Interestingly, even for that wild 10degC swing in a day, when the temps are averaged over the day, the average is pretty much the same as the daily average a few days later (for days that did not have wild swings); i.e. the wild swing during the day kind of got averaged out anyway, and it doesn't look like a weird outlier when you look at just the daily averages.
Maybe that was luck in that the average of the daily air temperature (if our guessing is correct and the sensor was on the deck of a ship) was pretty close to the average SST anyway.
Andrea: Hey folks, here are a couple thoughts / plots to add to the convo.
I feel 5C is too small – however if you’d like to pursue making this flag, maybe increasing the range or making it dependent on day of year / location would work. I understand that the SST dataset in this package should be more accurate than what we have on our monitoring plots as it will be used with further analysis/stock assessment.

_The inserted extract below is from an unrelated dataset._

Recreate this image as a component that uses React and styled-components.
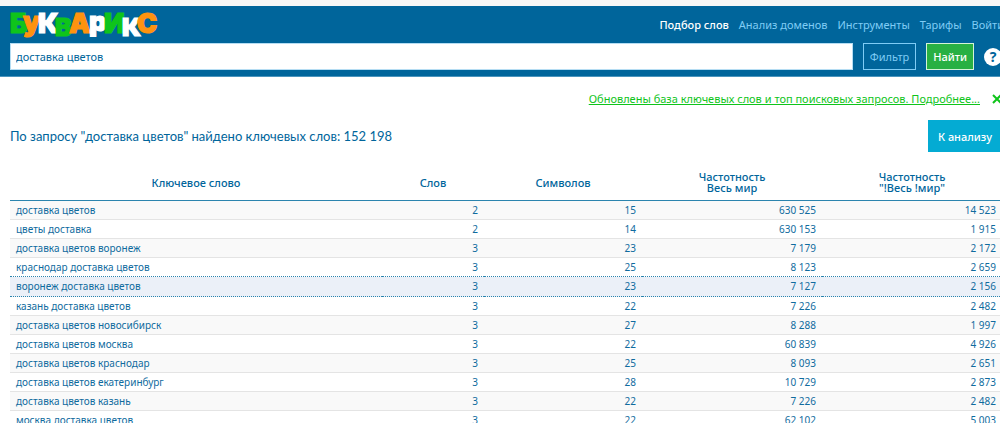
import React from "react";
import styled, { createGlobalStyle, css } from "styled-components";

const blue = "#00659b";
const sky = "#7fccf5";
const green = "#0fc41b";

const GlobalStyle = createGlobalStyle`
  * { box-sizing: border-box; }
  body {
    margin: 0;
    background: #fff;
    color: ${blue};
    font-family: "Noto Sans", "Open Sans", sans-serif;
    font-size: 11px;
    overflow: hidden;
  }
  button, input { font: inherit; }
`;

const Page = styled.div`
  border-top: 6px solid #f7f7f7;
  overflow: hidden;
`;

const Header = styled.header`
  background: ${blue};
  border-bottom: 1px solid #4a94bd;
  padding: 5px 0 6px 10px;
  margin-right: -2px;
`;

const TopBar = styled.div`
  display: flex;
  justify-content: space-between;
  align-items: flex-start;
  height: 28px;
`;

const Logo = styled.svg`
  display: block;
  width: 150px;
  height: 28px;
  overflow: visible;
  font-family: "Inter", sans-serif;
  font-weight: 900;
`;

const Nav = styled.nav`
  display: flex;
  gap: 10px;
  margin-right: -2px;
  line-height: 28px;
`;

const NavLink = styled.a`
  color: ${props => (props.$active ? "#fff" : sky)};
  font-weight: ${props => (props.$active ? 500 : 400)};
  text-decoration: none;
`;

const SearchForm = styled.form`
  display: flex;
  align-items: center;
  gap: 10px;
  margin-top: 4px;
`;

const SearchInput = styled.input`
  flex: 1;
  height: 27px;
  padding: 0 5px;
  border: 1px solid #b5ddf3;
  background: #fff;
  color: ${blue};
`;

const Button = styled.button`
  height: 27px;
  padding: 0 6px;
  border: 1px solid ${sky};
  background: transparent;
  color: ${sky};
  ${props =>
    props.$primary &&
    css`
      border: 1px solid #d4f3d8;
      background: #28b043;
      color: #fff;
      font-weight: 500;
    `}
`;

const HelpButton = styled.button`
  width: 18px;
  height: 18px;
  padding: 0;
  border: 0;
  border-radius: 50%;
  background: #fff;
  color: ${blue};
  font-size: 14px;
  font-weight: 700;
  line-height: 18px;
`;

const Content = styled.main`
  margin: 0 -2px 0 10px;
`;

const Notice = styled.div`
  display: flex;
  justify-content: flex-end;
  align-items: center;
  gap: 12px;
  height: 43px;
`;

const NoticeLink = styled.a`
  color: ${green};
`;

const CloseButton = styled.button`
  display: flex;
  padding: 0;
  border: 0;
  background: none;
  color: ${green};
`;

const Summary = styled.div`
  display: flex;
  justify-content: space-between;
  align-items: center;
`;

const Title = styled.h1`
  margin: 0;
  font-family: "Lato", "Noto Sans", sans-serif;
  font-size: 13px;
  font-weight: 400;
`;

const AnalyzeButton = styled.button`
  height: 32px;
  padding: 0 10px;
  border: 0;
  background: #04abd3;
  color: #fff;
  font-weight: 500;
`;

const Table = styled.table`
  width: 100%;
  margin-top: 12px;
  border-collapse: separate;
  border-spacing: 0;
  table-layout: fixed;
`;

const HeadCell = styled.th`
  width: ${props => props.$width};
  height: 37px;
  padding: 0;
  border-bottom: 1px solid #2b84ae;
  font-weight: 500;
  line-height: 11px;
`;

const Row = styled.tr`
  background: ${props => (props.$odd ? "#f9f9f9" : "#fff")};
  ${props =>
    props.$active &&
    css`
      background: #ebf0f8;
    `}
`;

const Cell = styled.td`
  height: 19px;
  padding: 0 6px;
  border-bottom: 1px solid #e4e4e4;
  color: #0f6b9e;
  font-size: 10px;
  line-height: 17px;
  text-align: ${props => (props.$number ? "right" : "left")};
  ${props =>
    props.$beforeActive &&
    css`
      border-bottom: 1px dotted #2b84ae;
    `}
  ${props =>
    props.$active &&
    css`
      height: 20px;
      border-bottom: 1px dotted #2b84ae;
    `}
`;

const letters = [
  { char: "Б", x: 0, y: 22, fill: "#0fc41b", size: 27 },
  { char: "у", x: 13, y: 20, fill: "#ff930f", size: 27 },
  { char: "К", x: 28, y: 22, fill: "#fff", size: 27 },
  { char: "В", x: 45, y: 25, fill: "#0fc41b", size: 25 },
  { char: "А", x: 59, y: 22, fill: "#ff930f", size: 27 },
  { char: "р", x: 79, y: 20, fill: "#fff", size: 27 },
  { char: "И", x: 94, y: 22, fill: "#0fc41b", size: 27 },
  { char: "К", x: 112, y: 25, fill: "#fff", size: 25 },
  { char: "С", x: 127, y: 22, fill: "#ff930f", size: 27 }
];

const links = ["Подбор слов", "Анализ доменов", "Инструменты", "Тарифы", "Войти"];

const rows = [
  ["доставка цветов", "2", "15", "630 525", "14 523"],
  ["цветы доставка", "2", "14", "630 153", "1 915"],
  ["доставка цветов воронеж", "3", "23", "7 179", "2 172"],
  ["краснодар доставка цветов", "3", "25", "8 123", "2 659"],
  ["воронеж доставка цветов", "3", "23", "7 127", "2 156"],
  ["казань доставка цветов", "3", "22", "7 226", "2 482"],
  ["доставка цветов новосибирск", "3", "27", "8 288", "1 997"],
  ["доставка цветов москва", "3", "22", "60 839", "4 926"],
  ["доставка цветов краснодар", "3", "25", "8 093", "2 651"],
  ["доставка цветов екатеринбург", "3", "28", "10 729", "2 873"],
  ["доставка цветов казань", "3", "22", "7 226", "2 482"],
  ["москва доставка цветов", "3", "22", "62 102", "5 003"]
];

const activeRow = 4;

const App = () => (
  <Page>
    <GlobalStyle />
    <Header>
      <TopBar>
        <Logo viewBox="0 0 150 28" role="img" aria-label="Букварикс">
          {letters.map(l => (
            <text
              key={l.x}
              x={l.x}
              y={l.y}
              fill={l.fill}
              stroke={l.fill}
              strokeWidth="1.2"
              fontSize={l.size}
            >
              {l.char}
            </text>
          ))}
        </Logo>
        <Nav>
          {links.map((link, i) => (
            <NavLink key={link} href="#" $active={i === 0}>
              {link}
            </NavLink>
          ))}
        </Nav>
      </TopBar>
      <SearchForm>
        <SearchInput aria-label="Ключевое слово" defaultValue="доставка цветов" />
        <Button type="button">Фильтр</Button>
        <Button type="submit" $primary>
          Найти
        </Button>
        <HelpButton type="button">?</HelpButton>
      </SearchForm>
    </Header>
    <Content>
      <Notice>
        <NoticeLink href="#">
          Обновлены база ключевых слов и топ поисковых запросов. Подробнее...
        </NoticeLink>
        <CloseButton type="button" aria-label="Закрыть">
          <svg width="10" height="10" viewBox="0 0 10 10">
            <path d="M1 1L9 9M9 1L1 9" stroke="currentColor" strokeWidth="2" />
          </svg>
        </CloseButton>
      </Notice>
      <Summary>
        <Title>По запросу "доставка цветов" найдено ключевых слов: 152 198</Title>
        <AnalyzeButton type="button">К анализу</AnalyzeButton>
      </Summary>
      <Table>
        <thead>
          <tr>
            <HeadCell>Ключевое слово</HeadCell>
            <HeadCell $width="102px">Слов</HeadCell>
            <HeadCell $width="158px">Символов</HeadCell>
            <HeadCell $width="180px">
              Частотность
              <br />
              Весь мир
            </HeadCell>
            <HeadCell $width="180px">
              Частотность
              <br />
              "!Весь !мир"
            </HeadCell>
          </tr>
        </thead>
        <tbody>
          {rows.map((row, i) => (
            <Row key={row[0]} $odd={i % 2 === 0} $active={i === activeRow}>
              {row.map((value, j) => (
                <Cell
                  key={j}
                  $number={j > 0}
                  $active={i === activeRow}
                  $beforeActive={i === activeRow - 1}
                >
                  {value}
                </Cell>
              ))}
            </Row>
          ))}
        </tbody>
      </Table>
    </Content>
  </Page>
);

export default App;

Attached are some quick plots of mean daily temp coloured by daily temperature range (Days > 5 C range circled in black in time series), as well as a range-vs-mean coloured by the day of year. We can see (as we’d expect) it’s seasonal and location dependent. For example, there are no records with daily ranges outside of 5 degrees at West Moresby(C46208), whereas many days would be likely erroneously removed each summer for Sentry Shoal (C46131) and Halibut Bank (C46146).
Also see #33
[x] When calculating daily average SST temperatures from higher resolution values in
data-raw/buoys/sst-data.R
, the average will be biased if, say, only values during the night time are collected.[x] Also should not calculate average for a final incomplete day.
[x] When have plotting functions, delve into the values a bit more to check for outliers that should be excluded based on some criteria.